We had a great conversation at MVBC Wednesday evening, stemming from James 5:13, "Is any one of you in trouble? He should pray. Is anyone happy? Let him sing songs of praise?" We thought about the need to pray with thanksgiving--a recurring them in Paul's call for us to pray, "Devote yourselves to prayer, being watchful and thankful" (Colossians 4:2).

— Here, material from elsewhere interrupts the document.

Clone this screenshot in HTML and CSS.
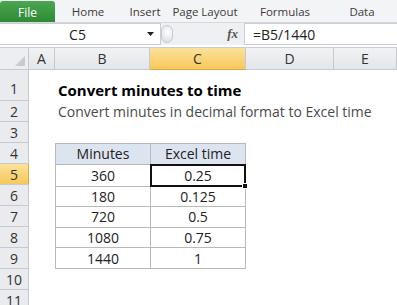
FILE: index.html
```html
<!DOCTYPE html>
<html lang="en">
<head>
  <meta charset="UTF-8" />
  <meta name="viewport" content="width=device-width, initial-scale=1.0" />
  <title>Convert minutes to time</title>
  <link rel="stylesheet" href="styles.css">
</head>
<body>
  <div class="ribbon">
    <div class="tab file">File</div>
    <div class="tab">Home</div>
    <div class="tab">Insert</div>
    <div class="tab">Page Layout</div>
    <div class="tab">Formulas</div>
    <div class="tab">Data</div>
  </div>

  <div class="formula-bar">
    <div class="name-box">
      <span class="name">C5</span>
      <svg class="drop" width="7" height="4" viewBox="0 0 7 4"><path d="M0 0h7L3.5 4z" fill="#222"/></svg>
    </div>
    <div class="grip"></div>
    <div class="fx-area"><span class="fx"><i>f</i>x</span></div>
    <div class="formula">=B5/1440</div>
  </div>

  <div class="sheet">
    <div class="corner"><svg width="10" height="10" viewBox="0 0 10 10"><path d="M10 0v10H0z" fill="#c9cacc"/></svg></div>
    <div class="col-head">A</div>
    <div class="col-head">B</div>
    <div class="col-head active">C</div>
    <div class="col-head">D</div>
    <div class="col-head">E</div>

    <div class="row-head tall">1</div>
    <div class="row-head">2</div>
    <div class="row-head">3</div>
    <div class="row-head">4</div>
    <div class="row-head active">5</div>
    <div class="row-head">6</div>
    <div class="row-head">7</div>
    <div class="row-head">8</div>
    <div class="row-head">9</div>
    <div class="row-head">10</div>
    <div class="row-head">11</div>

    <div class="title">Convert minutes to time</div>
    <div class="subtitle">Convert minutes in decimal format to Excel time</div>

    <div class="data">
      <div class="th">Minutes</div>
      <div class="th">Excel time</div>
      <div class="td">360</div>
      <div class="td selected">0.25<span class="handle"></span></div>
      <div class="td">180</div>
      <div class="td">0.125</div>
      <div class="td">720</div>
      <div class="td">0.5</div>
      <div class="td">1080</div>
      <div class="td">0.75</div>
      <div class="td">1440</div>
      <div class="td">1</div>
    </div>
  </div>
</body>
</html>
```

FILE: styles.css
```css
* {
  box-sizing: border-box;
}
body {
  margin: 0;
  width: 397px;
  height: 305px;
  overflow: hidden;
  background: #fff;
  font-family: "Open Sans", sans-serif;
  color: #222;
}

/* ribbon tabs */
.ribbon {
  display: flex;
  height: 23px;
  background: #f3f4f6;
  border-bottom: 1px solid #d5d9de;
  font-size: 11.5px;
}
.tab {
  display: flex;
  align-items: center;
  justify-content: center;
  padding-top: 1px;
  color: #3b3b3b;
}
.tab:nth-child(2) { width: 66px; }
.tab:nth-child(3) { width: 48px; }
.tab:nth-child(4) { width: 72px; }
.tab:nth-child(5) { width: 88px; }
.tab:nth-child(6) { width: 66px; }
.file {
  width: 55px;
  margin-top: 1px;
  font-size: 12px;
  color: #fff;
  background: linear-gradient(#4aa64f, #2f8a36);
  border-radius: 3px 3px 0 0;
}

/* formula bar */
.formula-bar {
  display: flex;
  height: 22px;
  background: #eef0f3;
}
.name-box {
  display: flex;
  align-items: center;
  width: 161px;
  background: #fff;
  border: 1px solid #c9ced6;
  border-left: none;
  font-size: 14px;
}
.name {
  flex: 1;
  text-align: center;
  padding-left: 8px;
}
.drop {
  margin-right: 6px;
}
.grip {
  width: 12px;
  height: 18px;
  margin: 2px 0 0 0;
  border-radius: 9px;
  background: radial-gradient(circle at 60% 40%, #fff, #d6d9de);
  border: 1px solid #c6cad0;
}
.fx-area {
  display: flex;
  align-items: center;
  justify-content: flex-end;
  width: 71px;
  padding-right: 6px;
}
.fx {
  font-family: "Liberation Serif", serif;
  font-style: italic;
  font-weight: bold;
  font-size: 13px;
  color: #555;
}
.formula {
  flex: 1;
  display: flex;
  align-items: center;
  padding-left: 8px;
  background: #fff;
  border: 1px solid #c9ced6;
  border-right: none;
  font-size: 14px;
}

/* sheet */
.sheet {
  display: grid;
  grid-template-columns: 29px 26px 95px 96px 88px 63px;
  grid-template-rows: 22px 31px repeat(10, 21px);
  margin-top: 2px;
  border-top: 1px solid #c8ccd2;
  font-size: 14px;
}
.corner {
  grid-row: 1;
  grid-column: 1;
  display: flex;
  align-items: flex-end;
  justify-content: flex-end;
  padding: 0 3px 3px 0;
  background: #eceef1;
  border-right: 1px solid #c6c9ce;
  border-bottom: 1px solid #c6c9ce;
}
.col-head {
  grid-row: 1;
  display: flex;
  align-items: center;
  justify-content: center;
  background: linear-gradient(#f1f2f4, #e3e6ea);
  border-right: 1px solid #c6c9ce;
  border-bottom: 1px solid #c6c9ce;
  color: #333;
}
.col-head.active {
  background: linear-gradient(#fbe19a, #f6c95a);
  border-bottom-color: #e0a93c;
}
.row-head {
  grid-column: 1;
  display: flex;
  align-items: center;
  justify-content: center;
  background: #e9ebee;
  border-right: 1px solid #c6c9ce;
  border-bottom: 1px solid #c6c9ce;
  color: #333;
}
.row-head.tall {
  align-items: flex-end;
  padding-bottom: 2px;
}
.row-head.active {
  background: linear-gradient(#fbe19a, #f6c95a);
  border-right-color: #e0a93c;
}
.title {
  grid-row: 2;
  grid-column: 3 / 7;
  align-self: end;
  padding: 0 0 1px 3px;
  font-size: 15px;
  font-weight: bold;
  color: #000;
  white-space: nowrap;
}
.subtitle {
  grid-row: 3;
  grid-column: 3 / 7;
  align-self: center;
  padding-left: 3px;
  color: #4a4a4a;
  white-space: nowrap;
}

/* minutes table */
.data {
  grid-row: 5 / 11;
  grid-column: 3 / 5;
  display: grid;
  grid-template-columns: 1fr 1fr;
  grid-template-rows: repeat(6, 1fr);
  gap: 1px;
  padding: 1px;
  background: #b9b9b9;
}
.th, .td {
  display: flex;
  align-items: center;
  justify-content: center;
  background: #fff;
}
.th {
  background: #dce4ef;
}
.selected {
  position: relative;
  margin: -1px;
  border: 2px solid #111;
}
.handle {
  position: absolute;
  right: -4px;
  bottom: -4px;
  width: 6px;
  height: 6px;
  background: #111;
  border: 1px solid #fff;
}
```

Certainly in our prayers we are to thank God for things He has done and things He will do. But there is more to praying with thanksgiving. We are to pray recognizing that we do not pray to earn God's favor but because we have God's favor. Prayer is a response to all that the Father is for us in Christ. We are thankful to be redeemed, and so we pray. I love how Graeme Goldsworthy put it in his book, Prayer and the Knowledge of God:
Since prayer is an aspect of our sanctification, our development or growth in godliness, it too must be understood as the fruit of what Christ has done for us. . . . Problems emerge when the task of praying is urged without the motive and pattern of the unique saving role of Jesus. . . . A wrong perspective on prayer may well come from thinking of it as playing a part in establishing our acceptance with God. Prayer that is not the grateful response of the justified sinner is likely to degenerate into an attempt to gain acceptance (13).
How many of us are tempted to pray so that things will go well for us instead of because God has already been good to us? How many of us pray because we feel we must instead of because we can?
May our prayer lives be freed from the suffocating prison of legalism and be unleashed by the sovereign power of grace.